* Start DATA PROVIDED *

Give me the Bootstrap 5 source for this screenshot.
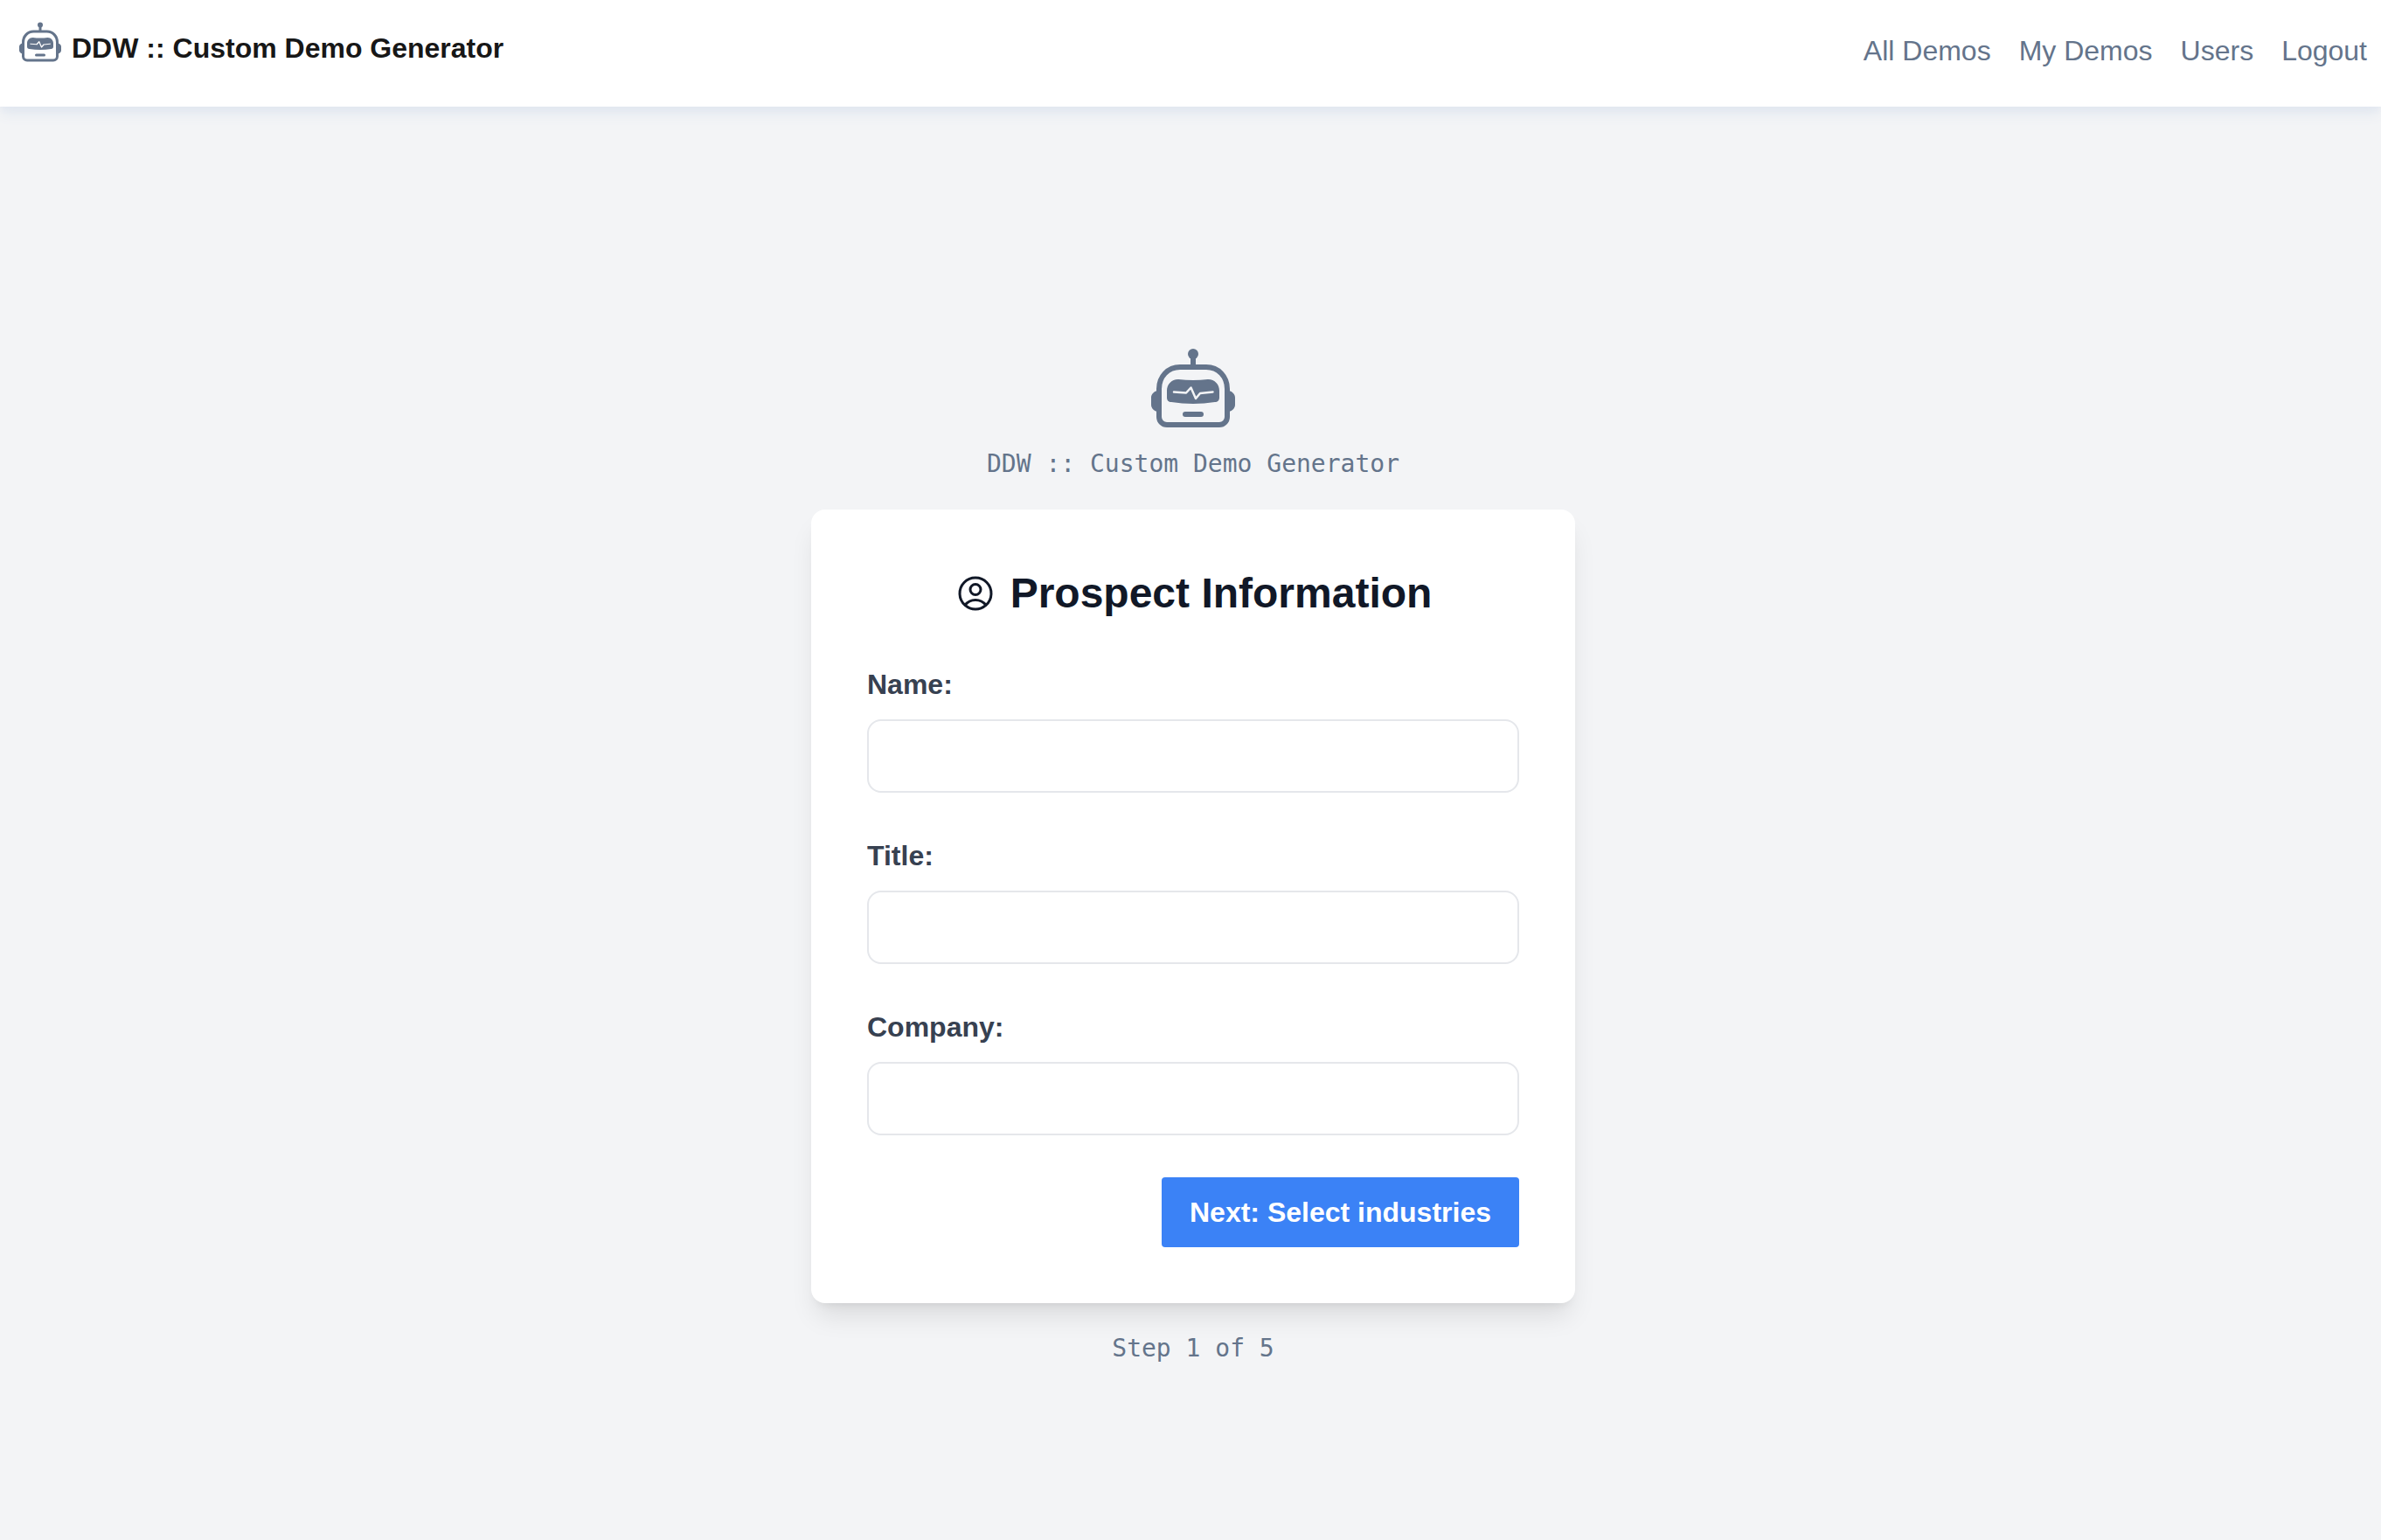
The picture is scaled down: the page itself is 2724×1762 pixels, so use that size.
<!DOCTYPE html>
<html lang="en">
<head>
<meta charset="utf-8">
<meta name="viewport" content="width=device-width, initial-scale=1">
<title>DDW :: Custom Demo Generator</title>
<link href="https://cdn.jsdelivr.net/npm/bootstrap@5.3.0/dist/css/bootstrap.min.css" rel="stylesheet">
<style>
  body { font-family: "Liberation Sans", Arial, sans-serif; font-size: 32px; line-height: 48px; background: #f3f4f6; color: #111827; min-height: 100vh; }
  .site-header { background: #fff; min-height: 122px; padding: 24px 16px 0; box-shadow: 0 10px 14px -2px #e2e8f0, 0 4px 8px -2px #e0e4f0; }
  .site-brand { color: #171717; line-height: 62px; gap: 12px; padding-left: 6px; }
  .site-brand:hover { color: #171717; }
  .site-links { gap: 32px; }
  .site-links .nav-link { color: #64748b; padding: 10px 0; }
  .site-links .nav-link:hover { color: #334155; }
  .robot-small { width: 48px; height: 48px; color: #64748b; --pulse: #fff; }
  .robot-large { width: 96px; height: 96px; color: #64748b; --pulse: #f3f4f6; margin-bottom: 19px; }
  .wizard { padding: 274px 0 64px 6px; }
  .caption-mono { font: 28px/40px "DejaVu Sans Mono", monospace; color: #64748b; }
  .wizard-card { width: 874px; max-width: 100%; margin: 32px 0; padding: 64px; border: 0; border-radius: 16px; box-shadow: 0 20px 30px -6px rgba(0,0,0,.1), 0 8px 12px -8px rgba(0,0,0,.1); }
  .wizard-title { font-size: 48px; line-height: 64px; margin-bottom: 48px; gap: 16px; color: #111827; }
  .wizard-title svg { width: 48px; height: 48px; }
  .wizard-field { margin-bottom: 48px; }
  .wizard-field .form-label { display: block; margin-bottom: 16px; color: #374151; }
  .wizard-field .form-control { height: 84px; padding: 16px 24px; font-size: 32px; border: 2px solid #e5e7eb; border-radius: 16px; }
  .btn-next { background: #3b82f6; color: #fff; font-size: 32px; line-height: 48px; padding: 16px 32px; border: 0; border-radius: 4px; }
  .btn-next:hover { background: #2563eb; color: #fff; }
</style>
<script src="https://cdn.jsdelivr.net/npm/bootstrap@5.3.0/dist/js/bootstrap.bundle.min.js" defer></script>
</head>
<body>
<svg class="d-none" aria-hidden="true">
  <symbol id="robot" viewBox="0 0 96 96">
    <circle cx="48" cy="9" r="6" fill="currentColor"/>
    <path d="M48 9v14" stroke="currentColor" stroke-width="6" fill="none"/>
    <path d="M9 51H7C3 52 0 55 0 59v8c0 4 3 7 7 8h2zM87 51h2c4 1 7 4 7 8v8c0 4-3 7-7 8h-2z" fill="currentColor"/>
    <path d="M33 24h30c14 0 24 11 24 25v32c0 5-4 9-9 9H18c-5 0-9-4-9-9V49c0-14 10-25 24-25z" stroke="currentColor" stroke-width="6" fill="none"/>
    <path d="M31 38q17 2 34 0c8 0 13 6 13 13v8c0 3-2 5-5 5q-25 4-50 0c-3 0-5-2-5-5v-8c0-7 5-13 13-13z" fill="currentColor"/>
    <path d="M26 52.500l14 1 5.500-6L51 60l5-6 14.500-1.500" stroke="var(--pulse)" stroke-width="2.500" stroke-linecap="round" stroke-linejoin="round" fill="none"/>
    <path d="M39 78h18" stroke="currentColor" stroke-width="6" stroke-linecap="round"/>
  </symbol>
</svg>

<header class="site-header d-flex justify-content-between align-items-start">
  <a class="site-brand d-flex align-items-start fw-bold text-decoration-none" href="#">
    <svg class="robot-small" aria-hidden="true"><use href="#robot"/></svg>
    <span>DDW :: Custom Demo Generator</span>
  </a>
  <nav class="nav site-links" aria-label="Main">
    <a class="nav-link" href="#">All Demos</a>
    <a class="nav-link" href="#">My Demos</a>
    <a class="nav-link" href="#">Users</a>
    <a class="nav-link" href="#">Logout</a>
  </nav>
</header>

<main class="wizard d-flex flex-column align-items-center">
  <svg class="robot-large" aria-hidden="true"><use href="#robot"/></svg>
  <div class="caption-mono">DDW :: Custom Demo Generator</div>
  <form class="card wizard-card">
    <h1 class="wizard-title fw-bold d-flex align-items-center justify-content-center">
      <svg viewBox="0 0 24 24" fill="none" stroke="currentColor" stroke-width="1.5" stroke-linecap="round" stroke-linejoin="round" aria-hidden="true">
        <path d="M17.982 18.725A7.488 7.488 0 0 0 12 15.750a7.488 7.488 0 0 0-5.982 2.975m11.963 0a9 9 0 1 0-11.963 0m11.963 0A8.966 8.966 0 0 1 12 21a8.966 8.966 0 0 1-5.982-2.275M15 9.750a3 3 0 1 1-6 0 3 3 0 0 1 6 0z"/>
      </svg>
      <span>Prospect Information</span>
    </h1>
    <div class="wizard-field">
      <label class="form-label fw-bold" for="name">Name:</label>
      <input class="form-control" type="text" id="name" name="name">
    </div>
    <div class="wizard-field">
      <label class="form-label fw-bold" for="title">Title:</label>
      <input class="form-control" type="text" id="title" name="title">
    </div>
    <div class="wizard-field">
      <label class="form-label fw-bold" for="company">Company:</label>
      <input class="form-control" type="text" id="company" name="company">
    </div>
    <div class="d-flex justify-content-end">
      <button class="btn btn-next fw-bold" type="submit">Next: Select industries</button>
    </div>
  </form>
  <div class="caption-mono">Step 1 of 5</div>
</main>
</body>
</html>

* End DATA PROVIDED *

» EXERCISE TASK: Quote the data exactly, leaving every image out of the copy.

» THE REPLY:
Give me the Bootstrap 5 source for this screenshot.
The picture is scaled down: the page itself is 2724×1762 pixels, so use that size.
<!DOCTYPE html>
<html lang="en">
<head>
<meta charset="utf-8">
<meta name="viewport" content="width=device-width, initial-scale=1">
<title>DDW :: Custom Demo Generator</title>
<link href="https://cdn.jsdelivr.net/npm/bootstrap@5.3.0/dist/css/bootstrap.min.css" rel="stylesheet">
<style>
  body { font-family: "Liberation Sans", Arial, sans-serif; font-size: 32px; line-height: 48px; background: #f3f4f6; color: #111827; min-height: 100vh; }
  .site-header { background: #fff; min-height: 122px; padding: 24px 16px 0; box-shadow: 0 10px 14px -2px #e2e8f0, 0 4px 8px -2px #e0e4f0; }
  .site-brand { color: #171717; line-height: 62px; gap: 12px; padding-left: 6px; }
  .site-brand:hover { color: #171717; }
  .site-links { gap: 32px; }
  .site-links .nav-link { color: #64748b; padding: 10px 0; }
  .site-links .nav-link:hover { color: #334155; }
  .robot-small { width: 48px; height: 48px; color: #64748b; --pulse: #fff; }
  .robot-large { width: 96px; height: 96px; color: #64748b; --pulse: #f3f4f6; margin-bottom: 19px; }
  .wizard { padding: 274px 0 64px 6px; }
  .caption-mono { font: 28px/40px "DejaVu Sans Mono", monospace; color: #64748b; }
  .wizard-card { width: 874px; max-width: 100%; margin: 32px 0; padding: 64px; border: 0; border-radius: 16px; box-shadow: 0 20px 30px -6px rgba(0,0,0,.1), 0 8px 12px -8px rgba(0,0,0,.1); }
  .wizard-title { font-size: 48px; line-height: 64px; margin-bottom: 48px; gap: 16px; color: #111827; }
  .wizard-title svg { width: 48px; height: 48px; }
  .wizard-field { margin-bottom: 48px; }
  .wizard-field .form-label { display: block; margin-bottom: 16px; color: #374151; }
  .wizard-field .form-control { height: 84px; padding: 16px 24px; font-size: 32px; border: 2px solid #e5e7eb; border-radius: 16px; }
  .btn-next { background: #3b82f6; color: #fff; font-size: 32px; line-height: 48px; padding: 16px 32px; border: 0; border-radius: 4px; }
  .btn-next:hover { background: #2563eb; color: #fff; }
</style>
<script src="https://cdn.jsdelivr.net/npm/bootstrap@5.3.0/dist/js/bootstrap.bundle.min.js" defer></script>
</head>
<body>
<svg class="d-none" aria-hidden="true">
  <symbol id="robot" viewBox="0 0 96 96">
    <circle cx="48" cy="9" r="6" fill="currentColor"/>
    <path d="M48 9v14" stroke="currentColor" stroke-width="6" fill="none"/>
    <path d="M9 51H7C3 52 0 55 0 59v8c0 4 3 7 7 8h2zM87 51h2c4 1 7 4 7 8v8c0 4-3 7-7 8h-2z" fill="currentColor"/>
    <path d="M33 24h30c14 0 24 11 24 25v32c0 5-4 9-9 9H18c-5 0-9-4-9-9V49c0-14 10-25 24-25z" stroke="currentColor" stroke-width="6" fill="none"/>
    <path d="M31 38q17 2 34 0c8 0 13 6 13 13v8c0 3-2 5-5 5q-25 4-50 0c-3 0-5-2-5-5v-8c0-7 5-13 13-13z" fill="currentColor"/>
    <path d="M26 52.500l14 1 5.500-6L51 60l5-6 14.500-1.500" stroke="var(--pulse)" stroke-width="2.500" stroke-linecap="round" stroke-linejoin="round" fill="none"/>
    <path d="M39 78h18" stroke="currentColor" stroke-width="6" stroke-linecap="round"/>
  </symbol>
</svg>

<header class="site-header d-flex justify-content-between align-items-start">
  <a class="site-brand d-flex align-items-start fw-bold text-decoration-none" href="#">
    <svg class="robot-small" aria-hidden="true"><use href="#robot"/></svg>
    <span>DDW :: Custom Demo Generator</span>
  </a>
  <nav class="nav site-links" aria-label="Main">
    <a class="nav-link" href="#">All Demos</a>
    <a class="nav-link" href="#">My Demos</a>
    <a class="nav-link" href="#">Users</a>
    <a class="nav-link" href="#">Logout</a>
  </nav>
</header>

<main class="wizard d-flex flex-column align-items-center">
  <svg class="robot-large" aria-hidden="true"><use href="#robot"/></svg>
  <div class="caption-mono">DDW :: Custom Demo Generator</div>
  <form class="card wizard-card">
    <h1 class="wizard-title fw-bold d-flex align-items-center justify-content-center">
      <svg viewBox="0 0 24 24" fill="none" stroke="currentColor" stroke-width="1.5" stroke-linecap="round" stroke-linejoin="round" aria-hidden="true">
        <path d="M17.982 18.725A7.488 7.488 0 0 0 12 15.750a7.488 7.488 0 0 0-5.982 2.975m11.963 0a9 9 0 1 0-11.963 0m11.963 0A8.966 8.966 0 0 1 12 21a8.966 8.966 0 0 1-5.982-2.275M15 9.750a3 3 0 1 1-6 0 3 3 0 0 1 6 0z"/>
      </svg>
      <span>Prospect Information</span>
    </h1>
    <div class="wizard-field">
      <label class="form-label fw-bold" for="name">Name:</label>
      <input class="form-control" type="text" id="name" name="name">
    </div>
    <div class="wizard-field">
      <label class="form-label fw-bold" for="title">Title:</label>
      <input class="form-control" type="text" id="title" name="title">
    </div>
    <div class="wizard-field">
      <label class="form-label fw-bold" for="company">Company:</label>
      <input class="form-control" type="text" id="company" name="company">
    </div>
    <div class="d-flex justify-content-end">
      <button class="btn btn-next fw-bold" type="submit">Next: Select industries</button>
    </div>
  </form>
  <div class="caption-mono">Step 1 of 5</div>
</main>
</body>
</html>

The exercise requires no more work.